The DA now has a decision to make.  He can dismiss the charge and close the case.  He can proceed on a different theory of a crime or strike a deal for a lesses offense.

Saturday, December 21, 2013

California Court Rules Taking DNA From Arrestee Is Legal

For quite some time now, California has allowed the collection of  a DNA sample from someone convicted of a felony.  In this case, the Courts go further and permit a police officer to collect a swab of a person's DNA in instances of an arrest only.  The Judges opined:

The defendant was arrested for a felony, after his arrest, at the time of booking Lowe's arrest , police took a buccal swab DNA sample from inside his cheek without a warrant. . The DNA sample connected Lowe to a number of unsolved offenses and a jury convicted him of multiple burglaries, sex crimes and robberies. He was sentenced to 107 years to life. On appeal he challenged the trial court's denial of his motion to suppress the DNA evidence obtained from him, which he argued was taken in violation of the Fourth Amendment. In an unpublished opinion, the Court of Appeal upheld the denial of the defendant's suppression motion. The California Supreme Court granted review and transferred the case back to the Court of Appeal to reconsider its decision in light ofMaryland v. King (2013) 133 S.Ct. 1958 (concluding that collecting and analyzing DNA samples from persons arrested and charged with serious offenses is reasonable). Concluding its prior decision was correct, the Court of Appeal found the 2004 amendment to section 296 does not violate the Fourth Amendment. While nonconsensual extractions of biological samples deserve Fourth Amendment protection, felony arrestees have a diminished expectation of privacy. A mouth swab, such as the one performed on defendant, is minimally intrusive. The DNA profile developed from the fluid is used solely for identification purposes, which is useful to identify arrestees, solve past crimes, create a deterrent to commission of future crimes, and exonerate the innocent. Further, the profile is developed only from persons arrested for a felony based on probable cause. 

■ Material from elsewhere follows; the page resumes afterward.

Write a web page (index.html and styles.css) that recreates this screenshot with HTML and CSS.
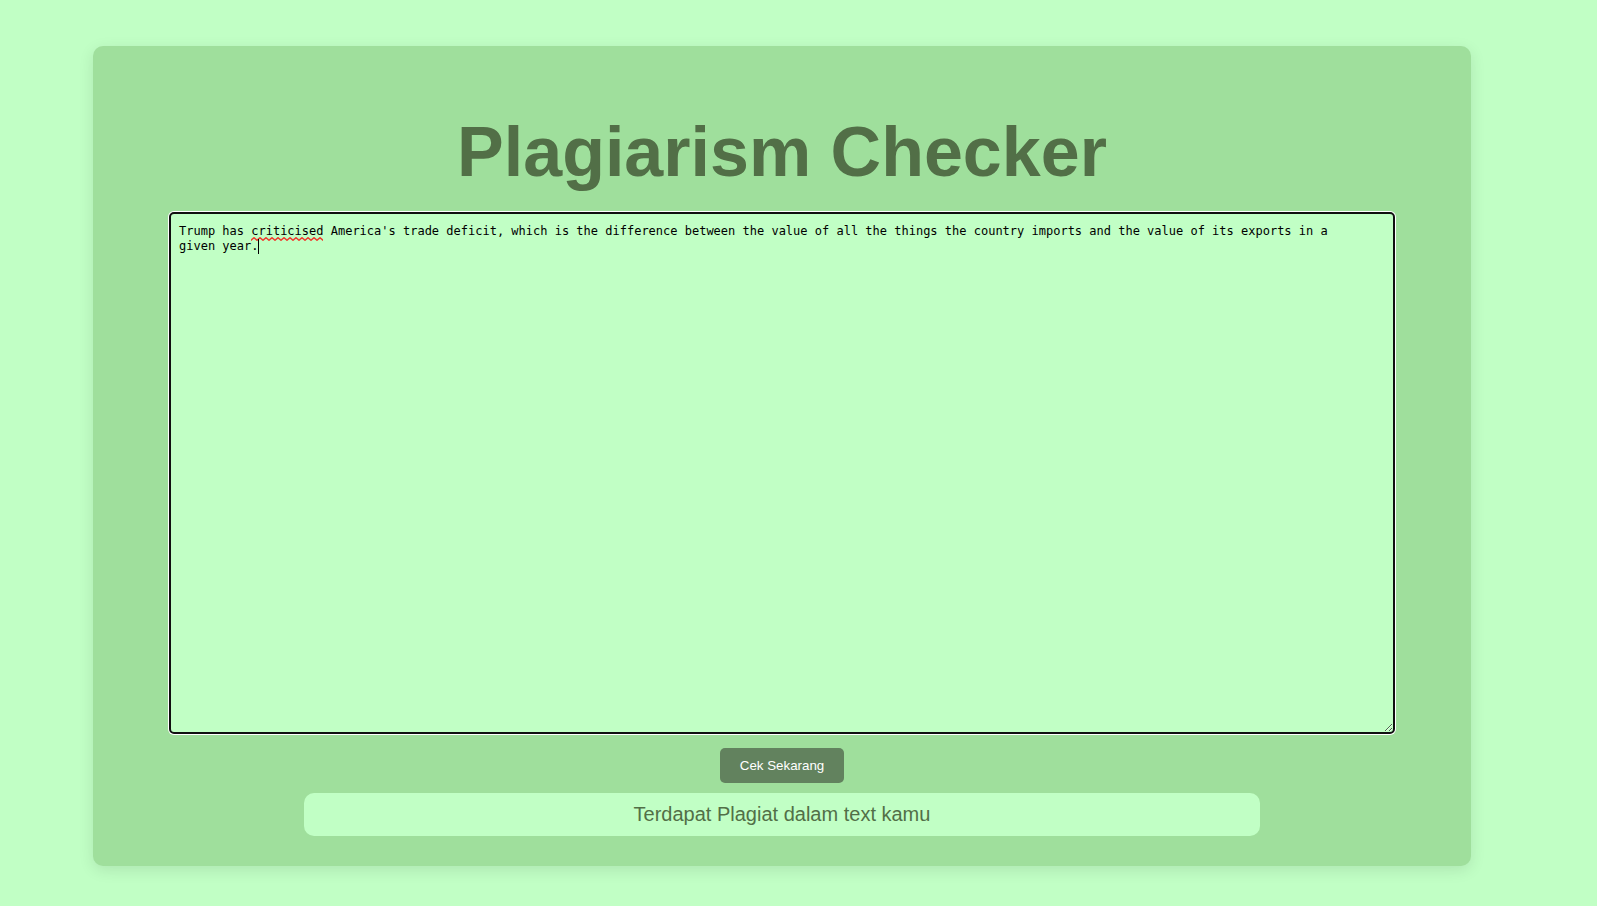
FILE: index.html
```html
<!DOCTYPE html>
<html lang="id">
<head>
  <meta charset="utf-8">
  <meta name="viewport" content="width=device-width, initial-scale=1">
  <title>Plagiarism Checker</title>
  <link rel="stylesheet" href="styles.css">
</head>
<body>
  <main class="card">
    <h1 class="title">Plagiarism Checker</h1>
    <div class="editor">
      <textarea class="editor-input" aria-label="Text" spellcheck="false">Trump has criticised America's trade deficit, which is the difference between the value of all the things the country imports and the value of its exports in a given year.</textarea>
      <svg class="spelling-mark" aria-hidden="true">
        <defs>
          <pattern id="wave" width="6" height="4" patternUnits="userSpaceOnUse">
            <path d="M-1 2.7 L0 3.3 L3 .7 L6 3.3 L7 2.7" fill="none" stroke="#f03a2e" stroke-width="1.4"/>
          </pattern>
        </defs>
        <rect width="100%" height="4" fill="url(#wave)"/>
      </svg>
      <span class="caret" aria-hidden="true"></span>
    </div>
    <button class="check-button" type="button">Cek Sekarang</button>
    <p class="result" role="status">Terdapat Plagiat dalam text kamu</p>
  </main>
</body>
</html>
```
FILE: styles.css
```css
* {
  box-sizing: border-box;
}

body {
  margin: 0;
  padding: 46px 126px 40px 93px;
  background: #c1ffc5;
  font-family: Arial, "Liberation Sans", sans-serif;
  color: #526f47;
}

.card {
  display: flex;
  flex-direction: column;
  align-items: center;
  padding: 66px 76px 30px;
  border-radius: 10px;
  background: #9fdf9c;
  box-shadow: 0 4px 15px rgba(0, 0, 0, 0.1);
}

.title {
  margin: 0 0 20px;
  font-size: 70px;
  line-height: 80px;
  font-weight: bold;
  text-align: center;
}

.editor {
  position: relative;
  width: 100%;
  font-family: "DejaVu Sans Mono", monospace;
  font-size: 12px;
  line-height: 15px;
}

.editor-input {
  display: block;
  width: 100%;
  height: 522px;
  padding: 10px 40px 10px 8px;
  border: 2px solid #101010;
  border-radius: 5px;
  outline: none;
  box-shadow: 0 0 0 1px #fff;
  background: #c1ffc5;
  color: #000;
  font: inherit;
  resize: vertical;
}

.spelling-mark {
  position: absolute;
  top: 25px;
  left: calc(10px + 10ch);
  width: 10ch;
  height: 4px;
}

.caret {
  position: absolute;
  top: 27px;
  left: calc(10px + 11ch);
  width: 1px;
  height: 15px;
  background: #000;
}

.check-button {
  margin: 14px 0 10px;
  padding: 10px 20px;
  border: 0;
  border-radius: 5px;
  background: #62825e;
  color: #fff;
  font-family: inherit;
}

.result {
  width: 78%;
  margin: 0;
  padding: 10px;
  border-radius: 10px;
  background: #c1ffc5;
  font-size: 20px;
  line-height: 23px;
  text-align: center;
}
```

Wednesday, December 18, 2013

Ignition Interlocks Are Here To Stay

California saw its first real year having ignition interlocks as a requirement in some of its biggest counties.  Nationwide ignition interlocks have been the hottest issue in traffic safety legislation this year. Fourteen pieces of ignition interlock legislation have been passed and signed into law by Governors in twelve states. Seven more bills are still alive and any of these could move all the way and become part of that state’s statutes. The biggest of these fourteen are new laws in Colorado, Missouri, Tennessee and New York.
Colorado reduced its ignition interlock required high Blood Alcohol Content (BAC) standard from 0.17 to 0.15, which does not sound like much but 0.16 and 0.17 are the two most common BAC levels at the time of arrest. This will effect a large number of offenders, especially when you consider that Colorado already has huge numbers in their ignition interlock program.
Missouri and Tennessee amended their DUI laws relation to IID by changing their ignition interlock programs to a true “all offender” status. All BAC’s and all numbers of offenses in those states now require the installation of an ignition interlock to regain driving privileges. New York’s law makers did three things: It tightened up loopholes on the ignition interlock requirement, it extended the minimum term for these same offenders from six months to twelve, and increased the penalty of driving a vehicle (without an ignition interlock) from a traffic infraction to a felony.